PROMPT: Where a line holds the string "with", return that line.

PROVIDED RECORDS:

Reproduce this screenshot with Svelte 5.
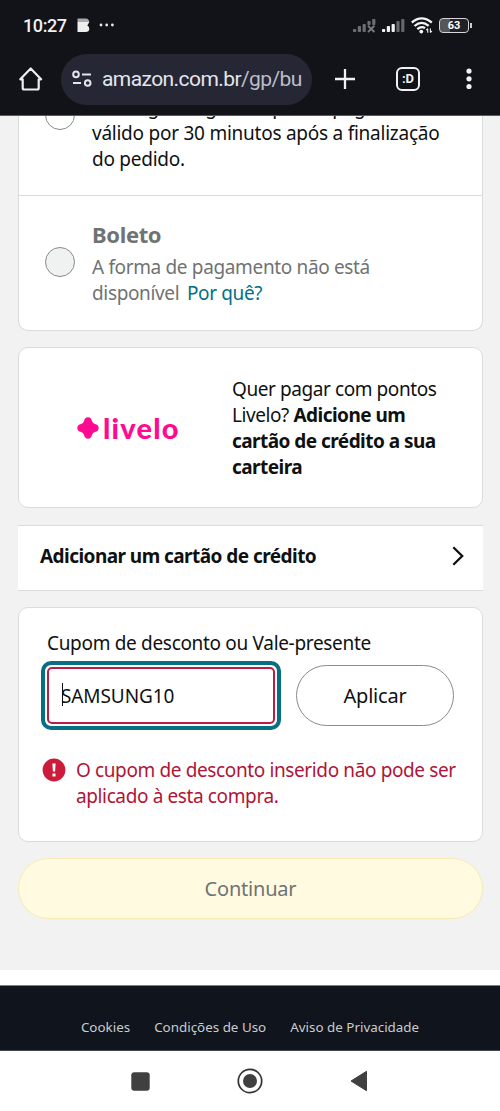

* * *

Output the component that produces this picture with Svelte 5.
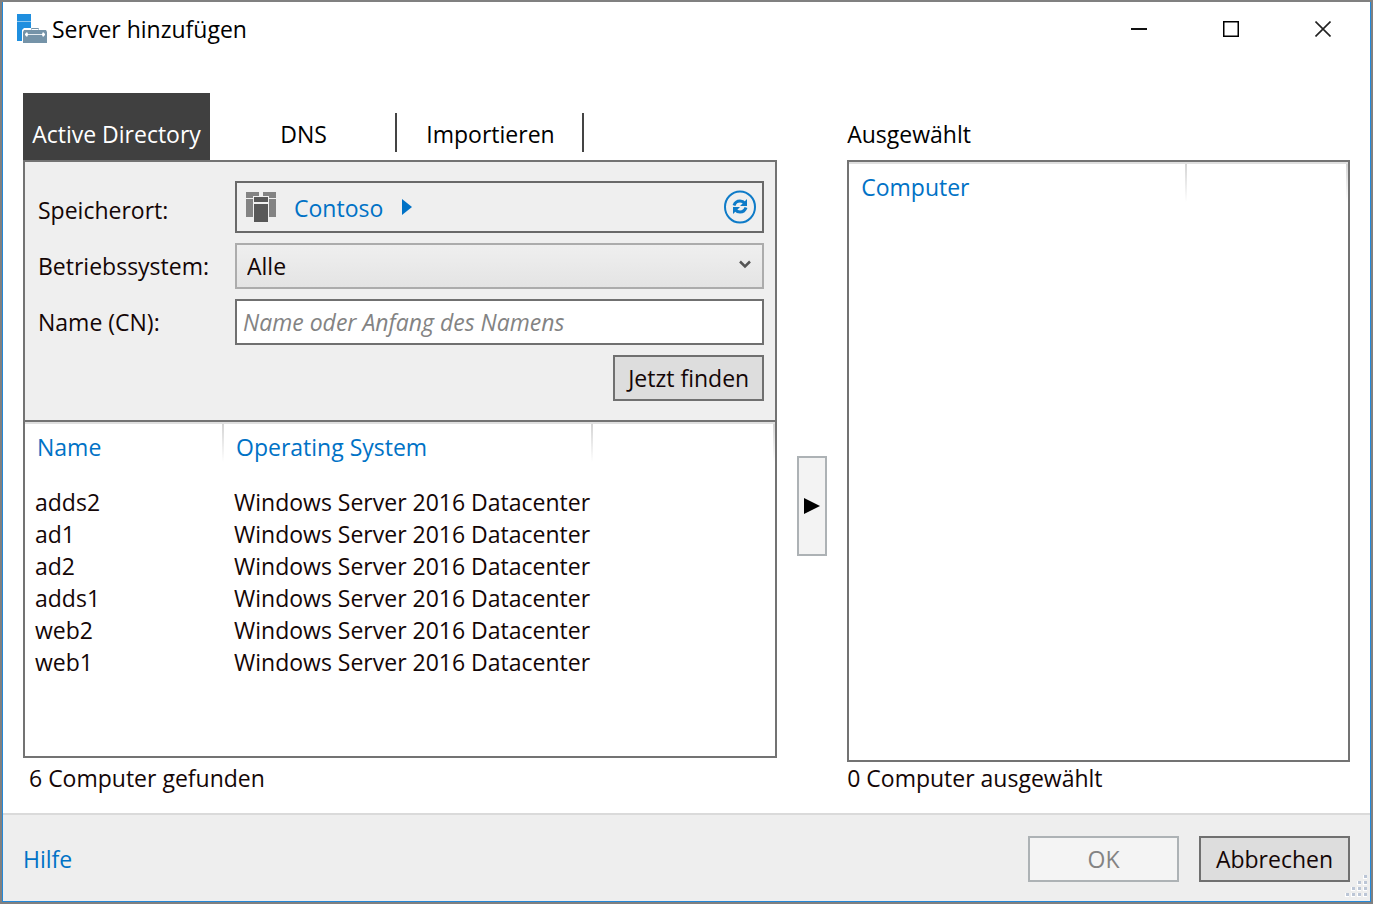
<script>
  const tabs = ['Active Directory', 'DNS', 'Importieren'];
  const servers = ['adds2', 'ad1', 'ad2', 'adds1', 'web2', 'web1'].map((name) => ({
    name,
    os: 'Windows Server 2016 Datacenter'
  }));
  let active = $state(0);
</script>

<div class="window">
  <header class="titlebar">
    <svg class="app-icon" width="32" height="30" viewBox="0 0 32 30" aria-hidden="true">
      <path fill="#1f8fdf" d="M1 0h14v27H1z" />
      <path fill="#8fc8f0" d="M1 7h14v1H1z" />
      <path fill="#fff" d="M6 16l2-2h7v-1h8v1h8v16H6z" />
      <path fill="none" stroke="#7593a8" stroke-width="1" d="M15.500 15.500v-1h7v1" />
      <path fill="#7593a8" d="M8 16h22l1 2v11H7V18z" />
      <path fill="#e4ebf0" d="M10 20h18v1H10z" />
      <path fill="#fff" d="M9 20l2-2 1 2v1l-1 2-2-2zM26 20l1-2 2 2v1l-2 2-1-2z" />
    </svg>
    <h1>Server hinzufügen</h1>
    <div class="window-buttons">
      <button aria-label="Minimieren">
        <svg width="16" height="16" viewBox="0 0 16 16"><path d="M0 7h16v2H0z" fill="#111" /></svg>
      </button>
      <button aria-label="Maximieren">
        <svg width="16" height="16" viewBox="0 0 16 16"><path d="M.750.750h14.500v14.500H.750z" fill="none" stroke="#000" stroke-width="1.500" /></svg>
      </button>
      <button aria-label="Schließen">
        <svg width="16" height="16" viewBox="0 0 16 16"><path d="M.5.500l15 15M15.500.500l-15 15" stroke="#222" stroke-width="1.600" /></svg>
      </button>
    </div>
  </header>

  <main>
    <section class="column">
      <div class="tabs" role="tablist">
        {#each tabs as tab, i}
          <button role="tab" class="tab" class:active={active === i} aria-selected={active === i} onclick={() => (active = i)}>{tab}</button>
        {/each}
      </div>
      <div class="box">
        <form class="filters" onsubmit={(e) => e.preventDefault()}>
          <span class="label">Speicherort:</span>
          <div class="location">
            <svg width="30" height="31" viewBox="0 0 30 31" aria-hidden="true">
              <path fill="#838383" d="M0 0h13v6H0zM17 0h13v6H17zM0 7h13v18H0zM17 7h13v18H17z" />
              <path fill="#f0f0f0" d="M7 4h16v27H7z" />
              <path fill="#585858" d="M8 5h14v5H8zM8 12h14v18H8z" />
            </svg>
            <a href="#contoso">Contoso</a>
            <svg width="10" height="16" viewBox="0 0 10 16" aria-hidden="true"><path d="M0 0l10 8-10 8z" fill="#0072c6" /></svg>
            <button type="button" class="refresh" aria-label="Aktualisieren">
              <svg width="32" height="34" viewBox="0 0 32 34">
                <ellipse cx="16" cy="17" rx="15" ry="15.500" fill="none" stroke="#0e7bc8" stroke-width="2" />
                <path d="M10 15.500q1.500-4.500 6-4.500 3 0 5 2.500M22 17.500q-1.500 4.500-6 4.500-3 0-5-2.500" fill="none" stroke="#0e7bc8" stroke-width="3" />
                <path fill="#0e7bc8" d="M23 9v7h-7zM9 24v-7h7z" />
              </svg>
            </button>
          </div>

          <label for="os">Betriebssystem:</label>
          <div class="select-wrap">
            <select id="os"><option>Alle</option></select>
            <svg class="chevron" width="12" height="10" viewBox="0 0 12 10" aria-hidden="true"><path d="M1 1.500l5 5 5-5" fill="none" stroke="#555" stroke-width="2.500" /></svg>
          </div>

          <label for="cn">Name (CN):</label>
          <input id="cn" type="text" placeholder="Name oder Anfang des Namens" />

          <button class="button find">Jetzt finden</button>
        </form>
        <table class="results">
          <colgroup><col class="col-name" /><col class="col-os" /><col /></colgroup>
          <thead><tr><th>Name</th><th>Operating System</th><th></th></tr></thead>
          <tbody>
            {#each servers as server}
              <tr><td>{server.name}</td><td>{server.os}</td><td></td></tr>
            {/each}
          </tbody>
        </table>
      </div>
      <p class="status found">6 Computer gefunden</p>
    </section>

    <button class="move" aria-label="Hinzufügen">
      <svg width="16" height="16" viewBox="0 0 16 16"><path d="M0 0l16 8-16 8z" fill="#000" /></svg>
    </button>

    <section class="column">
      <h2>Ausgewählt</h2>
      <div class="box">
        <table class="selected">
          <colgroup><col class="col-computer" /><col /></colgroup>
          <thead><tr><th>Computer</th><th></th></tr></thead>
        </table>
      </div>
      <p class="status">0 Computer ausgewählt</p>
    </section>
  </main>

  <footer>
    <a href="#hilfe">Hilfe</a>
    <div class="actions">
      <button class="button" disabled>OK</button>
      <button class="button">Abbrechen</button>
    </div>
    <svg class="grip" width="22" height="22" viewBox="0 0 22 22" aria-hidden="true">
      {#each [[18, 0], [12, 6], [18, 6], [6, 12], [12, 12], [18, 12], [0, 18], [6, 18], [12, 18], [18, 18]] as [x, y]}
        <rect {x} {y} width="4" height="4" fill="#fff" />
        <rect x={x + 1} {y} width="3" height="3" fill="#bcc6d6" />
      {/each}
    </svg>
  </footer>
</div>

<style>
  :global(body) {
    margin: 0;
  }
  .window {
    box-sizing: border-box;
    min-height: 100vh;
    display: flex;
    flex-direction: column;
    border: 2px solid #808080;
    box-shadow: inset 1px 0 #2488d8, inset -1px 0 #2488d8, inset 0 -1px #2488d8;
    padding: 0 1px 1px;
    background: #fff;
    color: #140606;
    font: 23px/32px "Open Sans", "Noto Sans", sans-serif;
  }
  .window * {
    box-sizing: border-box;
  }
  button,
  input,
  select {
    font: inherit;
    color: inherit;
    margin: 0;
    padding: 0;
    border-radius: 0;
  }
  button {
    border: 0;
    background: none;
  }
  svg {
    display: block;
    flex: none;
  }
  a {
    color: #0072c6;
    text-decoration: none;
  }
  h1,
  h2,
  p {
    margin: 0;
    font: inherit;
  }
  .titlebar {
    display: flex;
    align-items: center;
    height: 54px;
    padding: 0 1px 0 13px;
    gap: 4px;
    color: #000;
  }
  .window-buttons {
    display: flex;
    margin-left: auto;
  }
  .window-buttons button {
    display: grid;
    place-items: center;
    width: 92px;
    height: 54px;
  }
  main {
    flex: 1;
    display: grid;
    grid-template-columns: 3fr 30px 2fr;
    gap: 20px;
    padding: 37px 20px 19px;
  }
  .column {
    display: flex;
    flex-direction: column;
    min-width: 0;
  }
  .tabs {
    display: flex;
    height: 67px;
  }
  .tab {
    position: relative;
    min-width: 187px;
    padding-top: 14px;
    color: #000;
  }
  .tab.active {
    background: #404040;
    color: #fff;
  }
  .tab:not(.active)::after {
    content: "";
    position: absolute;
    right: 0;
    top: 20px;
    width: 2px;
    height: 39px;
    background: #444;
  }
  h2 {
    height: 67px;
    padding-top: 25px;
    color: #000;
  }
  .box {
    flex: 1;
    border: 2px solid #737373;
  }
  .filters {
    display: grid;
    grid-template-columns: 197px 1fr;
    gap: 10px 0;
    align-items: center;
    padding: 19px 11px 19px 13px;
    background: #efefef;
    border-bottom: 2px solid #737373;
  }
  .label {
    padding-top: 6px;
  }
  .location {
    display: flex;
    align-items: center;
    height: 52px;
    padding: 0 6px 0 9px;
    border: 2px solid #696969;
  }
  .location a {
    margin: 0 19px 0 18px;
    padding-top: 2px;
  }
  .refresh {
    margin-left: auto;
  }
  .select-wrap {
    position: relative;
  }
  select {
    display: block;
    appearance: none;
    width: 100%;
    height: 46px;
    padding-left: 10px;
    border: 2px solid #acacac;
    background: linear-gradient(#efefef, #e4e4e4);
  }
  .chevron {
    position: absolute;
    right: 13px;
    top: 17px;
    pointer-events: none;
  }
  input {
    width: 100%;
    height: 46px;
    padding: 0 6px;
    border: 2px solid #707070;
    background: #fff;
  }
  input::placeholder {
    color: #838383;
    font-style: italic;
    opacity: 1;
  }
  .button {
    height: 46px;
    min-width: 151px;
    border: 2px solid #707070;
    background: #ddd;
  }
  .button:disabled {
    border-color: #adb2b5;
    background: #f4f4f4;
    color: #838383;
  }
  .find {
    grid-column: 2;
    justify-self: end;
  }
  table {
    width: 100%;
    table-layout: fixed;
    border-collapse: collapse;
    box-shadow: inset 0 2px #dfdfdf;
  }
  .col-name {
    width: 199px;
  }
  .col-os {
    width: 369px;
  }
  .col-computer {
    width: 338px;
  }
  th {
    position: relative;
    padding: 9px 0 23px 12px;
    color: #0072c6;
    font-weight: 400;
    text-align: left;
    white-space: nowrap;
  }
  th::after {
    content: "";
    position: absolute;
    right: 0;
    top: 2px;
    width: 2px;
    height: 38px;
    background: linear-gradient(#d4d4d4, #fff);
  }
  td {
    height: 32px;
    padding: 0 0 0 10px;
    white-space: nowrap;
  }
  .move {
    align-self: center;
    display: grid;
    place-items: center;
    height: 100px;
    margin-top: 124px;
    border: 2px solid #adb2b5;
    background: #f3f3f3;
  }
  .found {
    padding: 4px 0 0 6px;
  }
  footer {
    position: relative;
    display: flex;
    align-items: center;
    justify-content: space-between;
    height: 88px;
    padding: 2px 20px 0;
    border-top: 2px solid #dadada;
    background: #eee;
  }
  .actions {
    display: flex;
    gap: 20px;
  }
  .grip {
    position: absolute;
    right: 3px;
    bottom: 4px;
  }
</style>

EXPECTED ANSWER:
Reproduce this screenshot with Svelte 5.
Output the component that produces this picture with Svelte 5.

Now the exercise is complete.